Now there are some profoundly unconservative things in this statement - the idea that me getting fat "confers costs on all of us in society" is pretty dodgy from the Party of the individual and individual rights not to mention the idea of 'social costs'. However, my concern is that, even if you accept the validity of taxing things that are bad for society, a tax on sugar is going for the wrong bogeyman.

The first thing of course is to observe that the obesity crisis (or epidemic, if you prefer a different scaremongering line) is not a consequence of our sugar consumption. Not even a little bit. I know this because, while we've been getting fatter, our sugar consumption has been falling. And not just the consumption of the evil white stuff but 'non-milk extrinsic sugars' - that's all the sugar added to food plus honey. Even more importantly - in the UK, at least - our average total calorie intake has also fallen.
UK calorie intake. Source National Diet & Nutrition Survey
You'll notice that the amount of everything consumed (except female consumption of alcohol) has dropped in the ten years from 2000/01. So we can say with a considerable degree of confidence that any increase in obesity over that period is not down to what we eat and absolutely that it isn't down to sugar. The only health condition that is directly linked to sugar is dental caries - and we know that good oral hygiene (brushing your teeth regularly, using a mouthwash and so forth) eliminates most of that risk. Taxing everyone because some people don't look after their teeth strikes me as a largely futile exercise and deeply unconservative.

The next thing is to ask whether a sugar tax (and I can only assume that this means a tax on 'non-milk extrinsic sugars' rather than just sucrose) will be sufficient to change behaviour so suddenly pounds are shed from our waists and the obesity 'crisis' is solved. Certainly the evidence from other taxes is mixed - to work the tax has to be sufficiently high to actually make a difference to behaviour and, as the Danes discovered, won't work if it's easily avoidable.

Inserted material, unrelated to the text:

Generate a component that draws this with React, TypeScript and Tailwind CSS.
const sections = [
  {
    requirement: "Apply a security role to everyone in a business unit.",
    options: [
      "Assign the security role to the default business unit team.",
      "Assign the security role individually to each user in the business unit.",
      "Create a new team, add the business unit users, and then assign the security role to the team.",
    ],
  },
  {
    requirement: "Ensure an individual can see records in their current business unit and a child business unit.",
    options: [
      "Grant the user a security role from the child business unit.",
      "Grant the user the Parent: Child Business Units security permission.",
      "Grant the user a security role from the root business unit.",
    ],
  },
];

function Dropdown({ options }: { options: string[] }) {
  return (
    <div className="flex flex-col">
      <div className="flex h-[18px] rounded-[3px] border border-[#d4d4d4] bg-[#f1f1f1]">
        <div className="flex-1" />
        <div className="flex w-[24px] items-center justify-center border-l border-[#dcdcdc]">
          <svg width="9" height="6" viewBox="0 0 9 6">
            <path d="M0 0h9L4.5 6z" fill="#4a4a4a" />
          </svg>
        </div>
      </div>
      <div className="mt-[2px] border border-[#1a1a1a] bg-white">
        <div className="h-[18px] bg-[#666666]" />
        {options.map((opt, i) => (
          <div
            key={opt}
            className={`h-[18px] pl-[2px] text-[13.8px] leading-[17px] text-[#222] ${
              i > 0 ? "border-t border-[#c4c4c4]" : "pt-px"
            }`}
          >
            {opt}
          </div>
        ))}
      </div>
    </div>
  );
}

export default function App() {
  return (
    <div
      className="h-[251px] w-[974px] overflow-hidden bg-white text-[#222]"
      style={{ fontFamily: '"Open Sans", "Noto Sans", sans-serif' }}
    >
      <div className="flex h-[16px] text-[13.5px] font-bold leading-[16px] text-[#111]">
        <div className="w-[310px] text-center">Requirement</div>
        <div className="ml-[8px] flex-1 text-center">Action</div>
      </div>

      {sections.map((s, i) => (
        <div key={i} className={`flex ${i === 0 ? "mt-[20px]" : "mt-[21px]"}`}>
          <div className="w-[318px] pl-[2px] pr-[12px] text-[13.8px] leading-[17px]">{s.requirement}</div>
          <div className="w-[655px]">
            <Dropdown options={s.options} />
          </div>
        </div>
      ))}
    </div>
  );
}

So let's assume that George Freeman gets his ignorant way and a sugar tax is imposed. The impact will be to increase the price of products containing sugars - I'm guessing no distinction will be made between sugars naturally present in the product (like the fructose on your orange juice) and sugars added to the product (like the honey in those sugar puffs). If you wander round your supermarket idly reading product descriptions, you'll find that sugars crop up - in one form or another - is many processed foods. So the impact of a sugar tax will be to increase the price of a whole host of products - from the obvious chocolate, honey and jam through to pizza, ketchup and meat pies.

Now it might be that the impact will be for manufacturers to reduce the amount of sugar but that might present some challenges - the sugar's not there by accident. So what happens is that the tax (as taxes usually are) gets lumped on the price and is paid by us consumers as our purchases ping across the checkout scanner. And, assuming that the sugar tax is low, all this will mean is that everyone carries on much as before - buying the stuff they want and getting fatter or thinner depending on how much we stuff in our mouths. Except, that is, for the poorest folk who will discover that the £1.39 pizza is now a £1.49 pizza making it just a little harder to feed the family.

Unless you set the sugar tax at a rate that really changes behaviour - read this as poor people not being able to afford food - the result will be negligible. A sugar tax really won't make anyone thinner. It will just make the poor a little bit poorer.